AIM OF THE EXERCISE
Please determine how many lines of the material include the word "styled", and respond with nothing but that number.

DATA TO USE
[Start]
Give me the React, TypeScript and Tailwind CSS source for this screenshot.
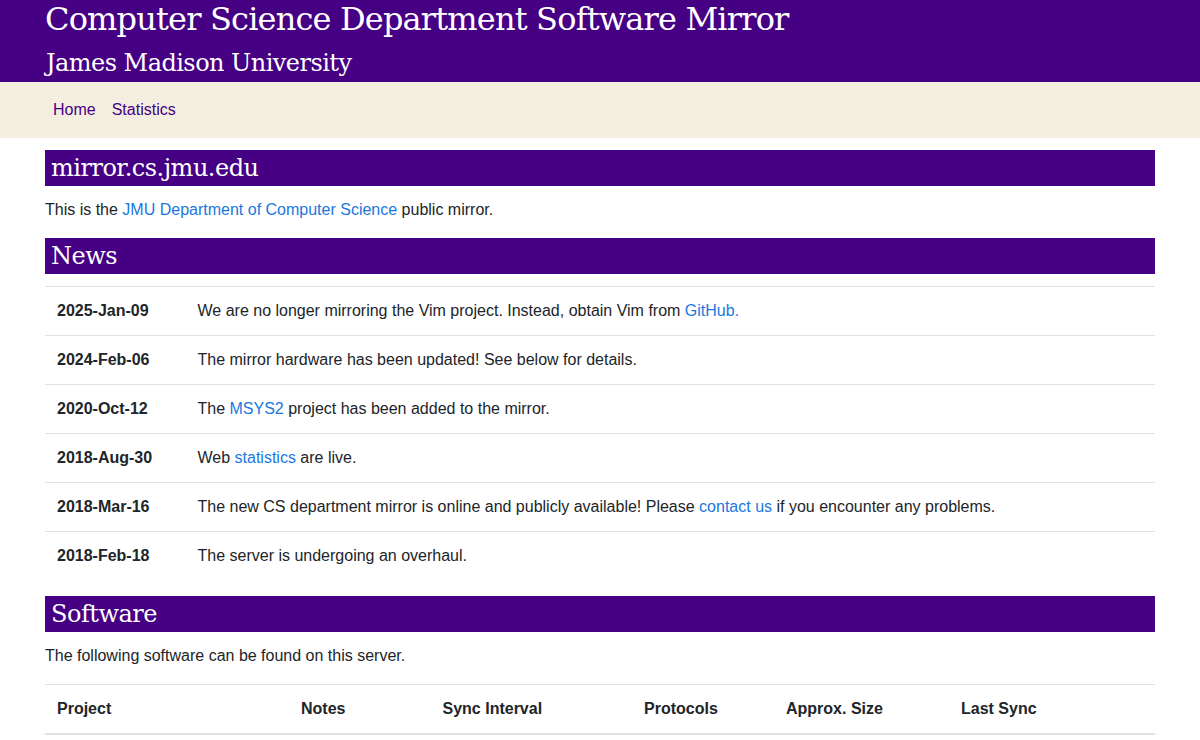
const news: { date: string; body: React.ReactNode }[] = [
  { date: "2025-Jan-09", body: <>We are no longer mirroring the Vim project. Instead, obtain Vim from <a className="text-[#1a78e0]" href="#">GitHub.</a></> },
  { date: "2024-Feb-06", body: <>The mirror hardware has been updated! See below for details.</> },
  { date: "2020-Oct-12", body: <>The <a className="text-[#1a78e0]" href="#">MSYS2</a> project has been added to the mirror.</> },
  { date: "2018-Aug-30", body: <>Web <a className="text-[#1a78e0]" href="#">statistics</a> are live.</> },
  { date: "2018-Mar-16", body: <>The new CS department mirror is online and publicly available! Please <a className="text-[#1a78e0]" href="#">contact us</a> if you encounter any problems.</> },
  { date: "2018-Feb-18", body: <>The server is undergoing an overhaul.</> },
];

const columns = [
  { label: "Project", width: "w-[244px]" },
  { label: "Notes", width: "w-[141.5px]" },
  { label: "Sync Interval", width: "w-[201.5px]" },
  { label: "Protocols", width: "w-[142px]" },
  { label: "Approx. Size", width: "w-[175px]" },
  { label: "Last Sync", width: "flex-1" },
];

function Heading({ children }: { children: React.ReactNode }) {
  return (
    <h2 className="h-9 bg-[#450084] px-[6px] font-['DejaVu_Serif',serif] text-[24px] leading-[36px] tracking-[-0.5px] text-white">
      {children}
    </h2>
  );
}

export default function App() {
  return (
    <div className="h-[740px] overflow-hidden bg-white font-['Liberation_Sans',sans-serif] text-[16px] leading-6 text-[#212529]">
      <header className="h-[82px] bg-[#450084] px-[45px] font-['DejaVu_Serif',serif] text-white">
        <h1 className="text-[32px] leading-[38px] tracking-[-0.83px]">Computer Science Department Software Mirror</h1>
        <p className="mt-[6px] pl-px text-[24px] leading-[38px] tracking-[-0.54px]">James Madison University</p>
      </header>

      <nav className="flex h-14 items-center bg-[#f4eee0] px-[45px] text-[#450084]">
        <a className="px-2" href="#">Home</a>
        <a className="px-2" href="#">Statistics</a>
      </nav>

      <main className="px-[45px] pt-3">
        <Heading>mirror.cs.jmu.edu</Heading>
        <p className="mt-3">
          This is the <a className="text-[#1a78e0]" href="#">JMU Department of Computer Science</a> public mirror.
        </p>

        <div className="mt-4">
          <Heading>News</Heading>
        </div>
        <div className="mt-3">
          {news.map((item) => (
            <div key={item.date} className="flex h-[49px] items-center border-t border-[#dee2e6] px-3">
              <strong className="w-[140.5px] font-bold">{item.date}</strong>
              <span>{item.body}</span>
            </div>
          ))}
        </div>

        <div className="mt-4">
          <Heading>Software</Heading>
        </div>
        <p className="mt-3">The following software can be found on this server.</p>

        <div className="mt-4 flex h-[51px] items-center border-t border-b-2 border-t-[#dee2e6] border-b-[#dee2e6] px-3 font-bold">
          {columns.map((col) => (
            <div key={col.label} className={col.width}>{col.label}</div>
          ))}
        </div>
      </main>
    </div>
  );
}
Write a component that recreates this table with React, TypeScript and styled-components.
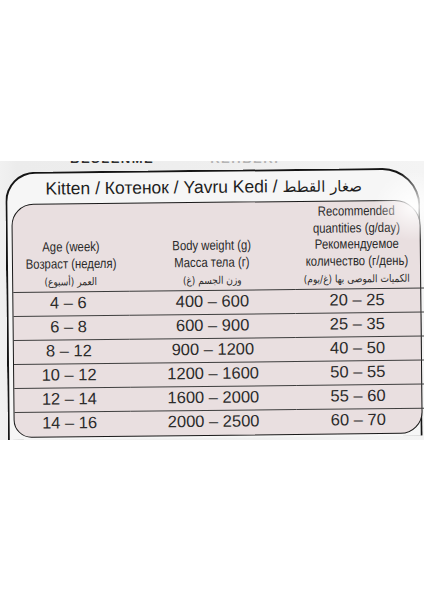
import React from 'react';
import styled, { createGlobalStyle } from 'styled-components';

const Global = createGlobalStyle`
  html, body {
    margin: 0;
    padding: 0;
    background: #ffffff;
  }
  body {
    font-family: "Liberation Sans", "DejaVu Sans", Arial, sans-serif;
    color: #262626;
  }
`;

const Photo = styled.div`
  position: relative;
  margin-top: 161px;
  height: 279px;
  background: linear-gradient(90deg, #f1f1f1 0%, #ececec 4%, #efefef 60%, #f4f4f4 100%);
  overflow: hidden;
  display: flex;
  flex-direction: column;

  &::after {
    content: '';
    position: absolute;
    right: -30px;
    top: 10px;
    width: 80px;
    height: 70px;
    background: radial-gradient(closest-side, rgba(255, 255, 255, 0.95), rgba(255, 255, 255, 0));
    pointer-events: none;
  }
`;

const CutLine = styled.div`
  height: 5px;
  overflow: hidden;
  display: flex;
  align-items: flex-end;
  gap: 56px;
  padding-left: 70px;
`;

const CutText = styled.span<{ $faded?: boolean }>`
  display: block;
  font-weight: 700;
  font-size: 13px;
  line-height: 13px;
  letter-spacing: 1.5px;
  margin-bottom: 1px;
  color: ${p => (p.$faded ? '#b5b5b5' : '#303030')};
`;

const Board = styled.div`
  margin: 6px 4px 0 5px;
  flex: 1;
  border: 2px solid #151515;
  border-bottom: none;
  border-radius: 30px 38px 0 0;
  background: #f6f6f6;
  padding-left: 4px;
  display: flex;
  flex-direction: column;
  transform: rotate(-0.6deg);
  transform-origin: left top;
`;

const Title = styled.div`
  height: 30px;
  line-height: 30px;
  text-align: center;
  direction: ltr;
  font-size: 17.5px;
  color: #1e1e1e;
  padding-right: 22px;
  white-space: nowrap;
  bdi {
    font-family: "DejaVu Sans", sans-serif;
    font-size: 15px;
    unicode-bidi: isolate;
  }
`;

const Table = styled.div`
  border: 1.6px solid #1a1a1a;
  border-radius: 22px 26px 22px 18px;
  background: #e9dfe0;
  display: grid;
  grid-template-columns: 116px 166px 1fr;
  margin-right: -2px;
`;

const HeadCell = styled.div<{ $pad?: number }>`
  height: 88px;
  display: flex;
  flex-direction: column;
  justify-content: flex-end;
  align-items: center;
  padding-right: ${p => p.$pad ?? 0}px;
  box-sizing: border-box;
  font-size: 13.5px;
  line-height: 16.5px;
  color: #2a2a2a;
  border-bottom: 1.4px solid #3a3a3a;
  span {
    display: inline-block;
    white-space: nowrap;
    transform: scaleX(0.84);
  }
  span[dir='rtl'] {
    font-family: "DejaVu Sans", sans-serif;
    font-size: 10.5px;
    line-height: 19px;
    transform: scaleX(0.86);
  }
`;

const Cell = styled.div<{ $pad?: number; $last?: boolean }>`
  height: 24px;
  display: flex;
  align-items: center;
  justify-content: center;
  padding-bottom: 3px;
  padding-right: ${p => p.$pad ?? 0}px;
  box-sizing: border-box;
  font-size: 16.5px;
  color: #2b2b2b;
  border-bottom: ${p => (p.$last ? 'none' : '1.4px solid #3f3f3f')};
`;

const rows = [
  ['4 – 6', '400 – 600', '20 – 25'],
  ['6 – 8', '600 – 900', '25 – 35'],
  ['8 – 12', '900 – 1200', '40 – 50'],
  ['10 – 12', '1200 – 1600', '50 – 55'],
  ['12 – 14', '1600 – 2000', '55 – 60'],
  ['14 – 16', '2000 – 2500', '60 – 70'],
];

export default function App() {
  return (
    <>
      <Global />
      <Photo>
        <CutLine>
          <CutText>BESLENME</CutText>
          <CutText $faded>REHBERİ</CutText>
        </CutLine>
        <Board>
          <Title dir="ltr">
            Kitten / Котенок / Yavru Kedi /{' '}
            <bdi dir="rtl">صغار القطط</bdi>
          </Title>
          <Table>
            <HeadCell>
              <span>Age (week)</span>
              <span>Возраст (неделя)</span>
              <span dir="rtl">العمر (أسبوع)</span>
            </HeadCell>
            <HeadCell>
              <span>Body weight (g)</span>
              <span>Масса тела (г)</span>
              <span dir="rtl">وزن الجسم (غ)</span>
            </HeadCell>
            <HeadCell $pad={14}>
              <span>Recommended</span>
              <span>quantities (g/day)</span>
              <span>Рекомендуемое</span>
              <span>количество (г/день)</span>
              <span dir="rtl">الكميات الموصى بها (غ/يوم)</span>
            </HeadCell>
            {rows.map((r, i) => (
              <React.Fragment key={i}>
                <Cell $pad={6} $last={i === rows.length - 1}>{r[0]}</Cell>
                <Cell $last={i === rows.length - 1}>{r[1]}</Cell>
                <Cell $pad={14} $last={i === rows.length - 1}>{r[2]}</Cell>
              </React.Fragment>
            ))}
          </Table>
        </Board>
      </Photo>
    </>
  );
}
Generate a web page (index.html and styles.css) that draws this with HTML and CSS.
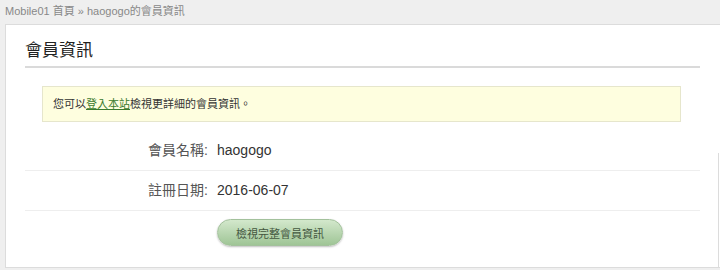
[End]
RESPONSE FOR THIS EXERCISE
10